In order to store the country information for a person I did:
CREATE TABLE test
(
id INT IDENTITY(1, 1),
name VARCHAR(100) NOT NULL,
country VARCHAR(100) NOT NULL,
PRIMARY KEY(id)
);
INSERT INTO test
VALUES ('Amy', 'Mexico'),
('Tom', 'US'),
('Mark', 'Morocco'),
('Izzy', 'Mexico');
-- milions of other rows
A lot of the countries will repeat themselves in the country column.
Another option would be to get the country in it's own table and reference the country_id as a FK in the test table:
CREATE TABLE countries
(
id INT IDENTITY(1, 1),
name VARCHAR(100) NOT NULL,
PRIMARY KEY(id)
);
CREATE TABLE test
(
id INT IDENTITY(1, 1),
name VARCHAR(100) NOT NULL,
country_id INT NOT NULL,
PRIMARY KEY(id),
FOREIGN KEY(country_id) REFERENCES countries(id)
);
My question is: is there benefit of doing the second scenario from performance point of view/ indexes point of view or it's just cumbersome to do so? ( I know I am not breaking any normal form with the first scenario)

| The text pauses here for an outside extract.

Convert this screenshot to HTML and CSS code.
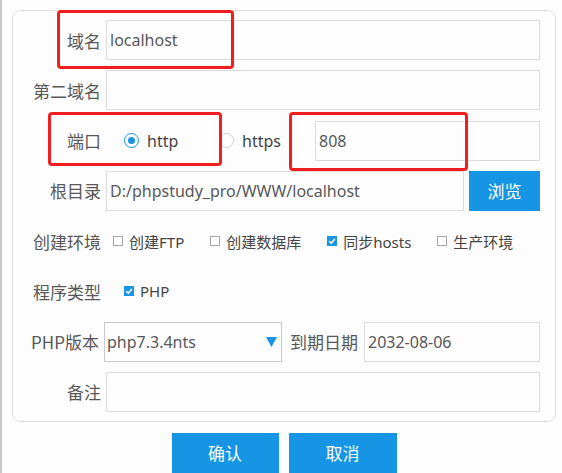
FILE: index.html
```html
<!DOCTYPE html>
<html lang="zh-CN">
<head>
<meta charset="utf-8">
<title>站点设置</title>
<link rel="stylesheet" href="styles.css">
</head>
<body>
<div class="page">
  <div class="card">
    <div class="row">
      <span class="lbl">域名</span>
      <div class="field">localhost</div>
    </div>
    <div class="row">
      <span class="lbl">第二域名</span>
      <div class="field"></div>
    </div>
    <div class="row">
      <span class="lbl">端口</span>
      <div class="radio-item"><span class="radio on"></span><span class="opt-text">http</span></div>
      <div class="radio-item second"><span class="radio"></span><span class="opt-text">https</span></div>
      <div class="field">808</div>
    </div>
    <div class="row">
      <span class="lbl">根目录</span>
      <div class="field root">D:/phpstudy_pro/WWW/localhost</div>
      <button class="btn browse" type="button">浏览</button>
    </div>
    <div class="row">
      <span class="lbl">创建环境</span>
      <div class="checks">
        <span class="chk-item"><span class="chk"></span>创建FTP</span>
        <span class="chk-item"><span class="chk"></span>创建数据库</span>
        <span class="chk-item"><span class="chk on"><svg viewBox="0 0 10 10" width="10" height="10"><path d="M2.2 5.2 L4.2 7.1 L7.9 3" fill="none" stroke="#fff" stroke-width="1.5"/></svg></span>同步hosts</span>
        <span class="chk-item"><span class="chk"></span>生产环境</span>
      </div>
    </div>
    <div class="row">
      <span class="lbl">程序类型</span>
      <div class="checks single">
        <span class="chk-item"><span class="chk on"><svg viewBox="0 0 10 10" width="10" height="10"><path d="M2.2 5.2 L4.2 7.1 L7.9 3" fill="none" stroke="#fff" stroke-width="1.5"/></svg></span>PHP</span>
      </div>
    </div>
    <div class="row">
      <span class="lbl narrow">PHP版本</span>
      <div class="select">
        <span>php7.3.4nts</span>
        <svg class="caret" viewBox="0 0 11 10" width="11" height="10"><polygon points="0,0 11,0 5.5,10" fill="#1a94e4"/></svg>
      </div>
      <span class="lbl-inline">到期日期</span>
      <div class="field">2032-08-06</div>
    </div>
    <div class="row">
      <span class="lbl">备注</span>
      <div class="field"></div>
    </div>
  </div>
  <div class="actions">
    <button class="btn ok" type="button">确认</button>
    <button class="btn cancel" type="button">取消</button>
  </div>
</div>
<div class="mark mark-domain"></div>
<div class="mark mark-port"></div>
<div class="mark mark-num"></div>
</body>
</html>
```
FILE: styles.css
```css
html, body {
  margin: 0;
  padding: 0;
  background: #fdfdfd;
}
body {
  position: relative;
  width: 562px;
  height: 473px;
  overflow: hidden;
  font-family: "Noto Sans", "Noto Sans CJK SC", sans-serif;
  color: #555;
}
.page {
  border-left: 2px solid #c8c8c8;
  height: 473px;
  box-sizing: border-box;
  padding-top: 10px;
}
.card {
  margin-left: 10px;
  width: 544px;
  box-sizing: border-box;
  border: 1px solid #dedede;
  border-radius: 8px;
  padding: 9px 15px 9px 0;
  display: flex;
  flex-direction: column;
  gap: 10.29px;
}
.row {
  display: flex;
  align-items: center;
  height: 40px;
}
.lbl {
  width: 93px;
  flex: none;
  box-sizing: border-box;
  padding-right: 5px;
  text-align: right;
  font-family: "Noto Sans CJK SC", sans-serif;
  font-size: 17px;
  color: #585858;
}
.lbl.narrow {
  width: 91px;
}
.field {
  flex: 1;
  height: 40px;
  box-sizing: border-box;
  border: 1px solid #dcdcdc;
  background: #fdfdfd;
  display: flex;
  align-items: center;
  padding-left: 3px;
  font-size: 16px;
  color: #585858;
  min-width: 0;
}
.radio-item {
  display: flex;
  align-items: center;
  width: 113px;
  flex: none;
  box-sizing: border-box;
  padding-left: 18px;
  font-size: 16px;
  color: #444;
}
.radio-item.second {
  width: 96px;
  padding-left: 0;
}
.radio {
  width: 15px;
  height: 15px;
  box-sizing: border-box;
  border: 1px solid #cfcfcf;
  border-radius: 50%;
  background: #fff;
  margin-right: 8px;
  display: flex;
  align-items: center;
  justify-content: center;
}
.radio.on {
  border-color: #1a94e4;
}
.radio.on::after {
  content: "";
  width: 7px;
  height: 7px;
  border-radius: 50%;
  background: #1a94e4;
}
.opt-text {
  line-height: 1;
}
.btn {
  border: 0;
  background: #1695e4;
  color: #fff;
  font-family: "Noto Sans CJK SC", sans-serif;
  font-size: 17px;
  padding: 0;
  cursor: pointer;
}
.browse {
  width: 71px;
  height: 40px;
  margin-left: 5px;
  flex: none;
}
.checks {
  display: flex;
  align-items: center;
  gap: 26px;
  padding-left: 7px;
  font-family: "Noto Sans", "Noto Sans CJK SC", sans-serif;
  font-size: 15px;
  color: #444;
}
.checks.single {
  padding-left: 18px;
}
.chk-item {
  display: flex;
  align-items: center;
  gap: 6px;
}
.chk {
  width: 10px;
  height: 10px;
  box-sizing: border-box;
  border: 1px solid #a8a8a8;
  background: #fff;
  display: block;
  flex: none;
}
.chk.on {
  border: 0;
  background: #1a94e4;
}
.chk svg {
  display: block;
}
.select {
  width: 178px;
  height: 40px;
  flex: none;
  box-sizing: border-box;
  border: 1px solid #c9c9c9;
  display: flex;
  align-items: center;
  justify-content: space-between;
  padding: 0 4px 0 2px;
  font-size: 16px;
  color: #585858;
}
.caret {
  display: block;
}
.lbl-inline {
  margin: 0 6px 0 8px;
  font-family: "Noto Sans CJK SC", sans-serif;
  font-size: 17px;
  color: #585858;
  flex: none;
}
.actions {
  margin-left: 10px;
  width: 544px;
  margin-top: 11px;
  display: flex;
  justify-content: center;
  gap: 10px;
}
.ok {
  width: 107px;
  height: 40px;
}
.cancel {
  width: 108px;
  height: 40px;
}
.mark {
  position: absolute;
  box-sizing: border-box;
  border: 3px solid #f01e1e;
  border-radius: 4px;
}
.mark-domain {
  left: 57px;
  top: 10px;
  width: 177px;
  height: 59px;
}
.mark-port {
  left: 48px;
  top: 112px;
  width: 174px;
  height: 54px;
}
.mark-num {
  left: 289px;
  top: 112px;
  width: 179px;
  height: 59px;
}
```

The second version has an obvious performance benefit, namely that only multiple country IDs need be stored for each person-country relationship. This, in turn, means that your storage requirements for the tables and indices would be reduced.
Because the index of the second version would use the integer country ID rather than a string name, I would expect index performance to improve. Your database doesn't "know" that there are only a fixed number of countries. So, the index for the first version would be a B-tree splitting across text, rather than integers. And the former is more verbose than the latter.